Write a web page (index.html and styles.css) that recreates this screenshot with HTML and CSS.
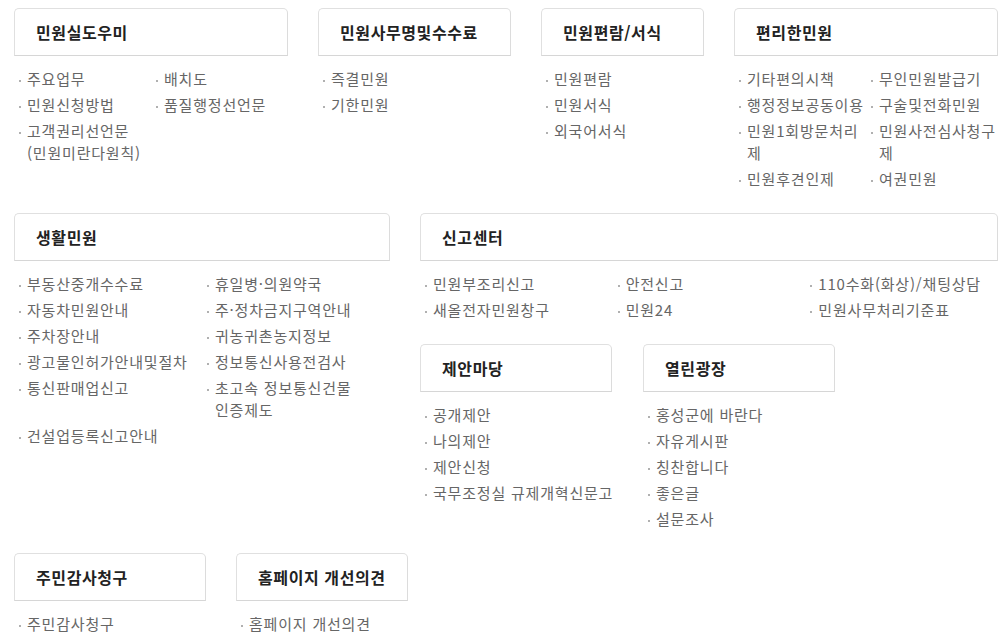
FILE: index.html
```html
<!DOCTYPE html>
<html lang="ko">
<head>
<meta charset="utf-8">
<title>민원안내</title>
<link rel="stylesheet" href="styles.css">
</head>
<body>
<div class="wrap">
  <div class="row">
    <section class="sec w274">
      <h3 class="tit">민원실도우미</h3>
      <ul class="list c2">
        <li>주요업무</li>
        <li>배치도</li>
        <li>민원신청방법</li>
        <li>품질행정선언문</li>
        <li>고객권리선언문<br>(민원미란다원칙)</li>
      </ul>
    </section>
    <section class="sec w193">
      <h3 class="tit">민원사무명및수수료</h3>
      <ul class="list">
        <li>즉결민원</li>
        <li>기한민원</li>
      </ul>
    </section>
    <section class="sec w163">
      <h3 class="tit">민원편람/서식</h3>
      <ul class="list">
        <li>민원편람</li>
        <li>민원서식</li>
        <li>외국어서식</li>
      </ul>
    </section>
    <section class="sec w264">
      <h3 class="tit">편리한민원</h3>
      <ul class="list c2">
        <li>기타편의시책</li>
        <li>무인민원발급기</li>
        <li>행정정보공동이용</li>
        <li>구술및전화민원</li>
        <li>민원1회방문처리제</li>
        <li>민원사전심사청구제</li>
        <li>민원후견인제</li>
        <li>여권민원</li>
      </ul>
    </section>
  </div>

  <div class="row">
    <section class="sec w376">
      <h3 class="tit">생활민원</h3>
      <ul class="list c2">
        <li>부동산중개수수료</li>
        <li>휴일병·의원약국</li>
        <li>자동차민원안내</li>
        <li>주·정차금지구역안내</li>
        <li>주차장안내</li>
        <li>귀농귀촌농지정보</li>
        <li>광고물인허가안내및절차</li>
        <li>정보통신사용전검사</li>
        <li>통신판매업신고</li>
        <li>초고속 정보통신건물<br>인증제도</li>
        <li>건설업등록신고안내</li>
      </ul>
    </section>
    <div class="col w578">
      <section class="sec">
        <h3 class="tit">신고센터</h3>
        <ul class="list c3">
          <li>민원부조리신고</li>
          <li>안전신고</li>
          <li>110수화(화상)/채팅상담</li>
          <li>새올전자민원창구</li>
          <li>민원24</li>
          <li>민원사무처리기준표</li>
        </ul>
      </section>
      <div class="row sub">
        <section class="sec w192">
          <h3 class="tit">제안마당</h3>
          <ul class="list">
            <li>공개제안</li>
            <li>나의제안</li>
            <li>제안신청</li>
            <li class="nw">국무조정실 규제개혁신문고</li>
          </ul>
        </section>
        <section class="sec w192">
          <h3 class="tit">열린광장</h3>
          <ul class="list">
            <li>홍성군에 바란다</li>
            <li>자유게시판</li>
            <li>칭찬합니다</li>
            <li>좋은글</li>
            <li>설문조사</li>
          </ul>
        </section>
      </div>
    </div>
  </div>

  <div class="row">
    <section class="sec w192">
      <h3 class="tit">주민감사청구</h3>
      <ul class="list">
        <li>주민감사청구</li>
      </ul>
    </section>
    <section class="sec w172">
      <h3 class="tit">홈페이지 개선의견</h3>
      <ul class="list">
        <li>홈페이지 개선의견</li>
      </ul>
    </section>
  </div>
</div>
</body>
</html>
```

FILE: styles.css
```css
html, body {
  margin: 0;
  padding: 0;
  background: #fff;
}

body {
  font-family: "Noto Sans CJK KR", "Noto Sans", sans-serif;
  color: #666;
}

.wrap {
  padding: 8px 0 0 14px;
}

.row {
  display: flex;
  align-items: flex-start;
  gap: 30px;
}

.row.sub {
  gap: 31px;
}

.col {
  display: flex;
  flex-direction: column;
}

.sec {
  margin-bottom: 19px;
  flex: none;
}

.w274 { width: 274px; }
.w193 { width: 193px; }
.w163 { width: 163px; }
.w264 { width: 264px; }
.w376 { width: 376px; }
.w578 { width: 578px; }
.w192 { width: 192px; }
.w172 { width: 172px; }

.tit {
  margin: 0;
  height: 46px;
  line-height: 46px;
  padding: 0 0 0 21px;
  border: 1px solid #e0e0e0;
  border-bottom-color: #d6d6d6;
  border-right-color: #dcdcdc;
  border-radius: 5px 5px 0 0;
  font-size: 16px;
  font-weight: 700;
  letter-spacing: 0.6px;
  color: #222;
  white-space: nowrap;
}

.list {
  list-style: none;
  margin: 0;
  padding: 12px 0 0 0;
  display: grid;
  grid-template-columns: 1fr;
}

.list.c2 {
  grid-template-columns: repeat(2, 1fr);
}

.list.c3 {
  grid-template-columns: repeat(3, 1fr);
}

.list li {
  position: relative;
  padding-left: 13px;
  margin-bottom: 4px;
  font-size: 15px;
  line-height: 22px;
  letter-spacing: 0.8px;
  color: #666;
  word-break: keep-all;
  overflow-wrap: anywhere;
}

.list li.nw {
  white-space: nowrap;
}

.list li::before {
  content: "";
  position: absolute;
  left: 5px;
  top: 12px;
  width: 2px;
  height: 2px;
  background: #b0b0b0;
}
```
==============================
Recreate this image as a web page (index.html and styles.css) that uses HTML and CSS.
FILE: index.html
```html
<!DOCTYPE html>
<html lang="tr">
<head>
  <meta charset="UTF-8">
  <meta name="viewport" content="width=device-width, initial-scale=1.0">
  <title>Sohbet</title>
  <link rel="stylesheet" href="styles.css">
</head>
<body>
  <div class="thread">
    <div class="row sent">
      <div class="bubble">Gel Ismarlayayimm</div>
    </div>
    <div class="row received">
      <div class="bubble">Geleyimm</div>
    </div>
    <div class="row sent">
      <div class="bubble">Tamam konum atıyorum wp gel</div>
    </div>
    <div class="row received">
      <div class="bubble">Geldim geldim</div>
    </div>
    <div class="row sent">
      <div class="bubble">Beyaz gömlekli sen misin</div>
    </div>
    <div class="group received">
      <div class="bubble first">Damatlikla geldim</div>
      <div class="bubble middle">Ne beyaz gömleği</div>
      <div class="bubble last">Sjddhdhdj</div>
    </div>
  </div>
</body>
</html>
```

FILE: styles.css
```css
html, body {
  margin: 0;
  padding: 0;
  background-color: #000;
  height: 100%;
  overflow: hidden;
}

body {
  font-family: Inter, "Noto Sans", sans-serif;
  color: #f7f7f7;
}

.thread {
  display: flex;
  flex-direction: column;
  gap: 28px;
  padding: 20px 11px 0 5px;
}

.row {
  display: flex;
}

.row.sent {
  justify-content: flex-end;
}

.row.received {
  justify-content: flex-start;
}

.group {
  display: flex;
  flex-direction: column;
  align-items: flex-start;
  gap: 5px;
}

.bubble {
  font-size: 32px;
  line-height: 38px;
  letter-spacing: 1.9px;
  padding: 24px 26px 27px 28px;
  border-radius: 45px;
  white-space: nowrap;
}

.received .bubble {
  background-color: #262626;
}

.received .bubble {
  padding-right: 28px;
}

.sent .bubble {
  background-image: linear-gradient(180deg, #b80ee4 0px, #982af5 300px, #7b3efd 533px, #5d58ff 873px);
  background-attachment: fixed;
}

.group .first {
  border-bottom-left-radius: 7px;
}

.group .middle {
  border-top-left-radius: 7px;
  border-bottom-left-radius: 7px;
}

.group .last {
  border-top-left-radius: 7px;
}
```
==============================
Which lines contain "styles"? Copy each of them.

Write a web page (index.html and styles.css) that recreates this screenshot with HTML and CSS.
<link rel="stylesheet" href="styles.css">
FILE: styles.css
Recreate this image as a web page (index.html and styles.css) that uses HTML and CSS.
  <link rel="stylesheet" href="styles.css">
FILE: styles.css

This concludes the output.